▸ Required work:
Would you extract the whole listing below and retype it exactly?

## Start Data excerpt

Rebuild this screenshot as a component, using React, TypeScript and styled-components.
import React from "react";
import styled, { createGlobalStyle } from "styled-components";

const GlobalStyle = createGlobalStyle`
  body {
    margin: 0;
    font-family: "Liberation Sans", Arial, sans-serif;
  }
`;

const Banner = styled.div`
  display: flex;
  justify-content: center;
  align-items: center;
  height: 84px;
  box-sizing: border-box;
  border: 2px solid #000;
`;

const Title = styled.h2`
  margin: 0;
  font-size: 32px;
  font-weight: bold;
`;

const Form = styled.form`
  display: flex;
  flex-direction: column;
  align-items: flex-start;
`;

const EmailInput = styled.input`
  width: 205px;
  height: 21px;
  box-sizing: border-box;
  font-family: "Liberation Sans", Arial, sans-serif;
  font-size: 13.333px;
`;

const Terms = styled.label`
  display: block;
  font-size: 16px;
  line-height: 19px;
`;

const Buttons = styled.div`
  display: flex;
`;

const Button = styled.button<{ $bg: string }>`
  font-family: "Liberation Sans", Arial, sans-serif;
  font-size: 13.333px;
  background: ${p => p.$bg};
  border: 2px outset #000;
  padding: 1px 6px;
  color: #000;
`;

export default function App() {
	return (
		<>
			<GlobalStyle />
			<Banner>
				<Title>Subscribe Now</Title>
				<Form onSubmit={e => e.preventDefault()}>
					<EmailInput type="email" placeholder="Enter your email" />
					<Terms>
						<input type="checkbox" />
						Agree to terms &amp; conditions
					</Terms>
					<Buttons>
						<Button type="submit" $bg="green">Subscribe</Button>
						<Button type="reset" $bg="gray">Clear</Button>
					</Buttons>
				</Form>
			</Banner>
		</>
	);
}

## End Data excerpt

▸ Solution to this task:
Rebuild this screenshot as a component, using React, TypeScript and styled-components.
import React from "react";
import styled, { createGlobalStyle } from "styled-components";

const GlobalStyle = createGlobalStyle`
  body {
    margin: 0;
    font-family: "Liberation Sans", Arial, sans-serif;
  }
`;

const Banner = styled.div`
  display: flex;
  justify-content: center;
  align-items: center;
  height: 84px;
  box-sizing: border-box;
  border: 2px solid #000;
`;

const Title = styled.h2`
  margin: 0;
  font-size: 32px;
  font-weight: bold;
`;

const Form = styled.form`
  display: flex;
  flex-direction: column;
  align-items: flex-start;
`;

const EmailInput = styled.input`
  width: 205px;
  height: 21px;
  box-sizing: border-box;
  font-family: "Liberation Sans", Arial, sans-serif;
  font-size: 13.333px;
`;

const Terms = styled.label`
  display: block;
  font-size: 16px;
  line-height: 19px;
`;

const Buttons = styled.div`
  display: flex;
`;

const Button = styled.button<{ $bg: string }>`
  font-family: "Liberation Sans", Arial, sans-serif;
  font-size: 13.333px;
  background: ${p => p.$bg};
  border: 2px outset #000;
  padding: 1px 6px;
  color: #000;
`;

export default function App() {
	return (
		<>
			<GlobalStyle />
			<Banner>
				<Title>Subscribe Now</Title>
				<Form onSubmit={e => e.preventDefault()}>
					<EmailInput type="email" placeholder="Enter your email" />
					<Terms>
						<input type="checkbox" />
						Agree to terms &amp; conditions
					</Terms>
					<Buttons>
						<Button type="submit" $bg="green">Subscribe</Button>
						<Button type="reset" $bg="gray">Clear</Button>
					</Buttons>
				</Form>
			</Banner>
		</>
	);
}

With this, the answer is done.